Ron: usually asleep around 10:30. Never gets up later than 4:30. Sometimes wakes up, gets up for an hour or so around 1:00. Often wakes up with opening lines or general drift fully formed. Yay for dreamwork.
Ron, I usually get up
Ron, I usually get up earlier by the light or birds chatter, but I have the little silly alarm set just in case I have wacky sleeping nights. I agree 7 a.m. is a bit late. But what about those folks that sleep until noon. Now that blows me away. I couldn't do that.
It sounds like Ron has a good sleep/write cycle go’in.
Is this a dream or
Is this a dream or existing/not existing finding its way in your subconscious, Rebbecca? A sense of trepidation, uncertainty...but waves can be reassuring, especially if they are moving. You wake up and ride them to note it down.

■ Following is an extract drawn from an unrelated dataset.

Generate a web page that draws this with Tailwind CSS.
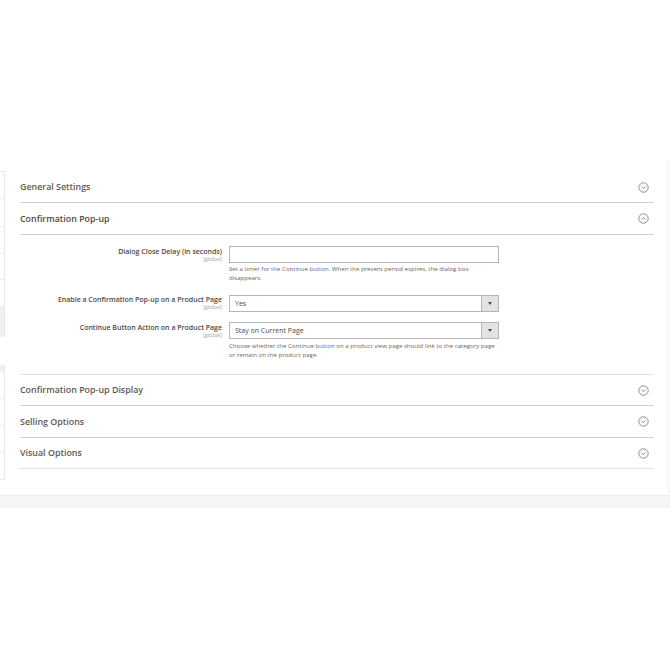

It is a good day because you say it to no one, so there are no expectations. it is just you and the tides.
~F
Good question, Farzana.
Good question, Farzana. That's the thing too…sometimes we might pick up energy that we're not even aware of whether through reading books, blogs, or anything, combined with our own 'stuff' and then when we begin experiencing these feelings that show up, sometimes they make sense and other times they don't.
Yes, that's good to remember: To live with no expectations. I like the vision of me and the tides, they are moving more gently now.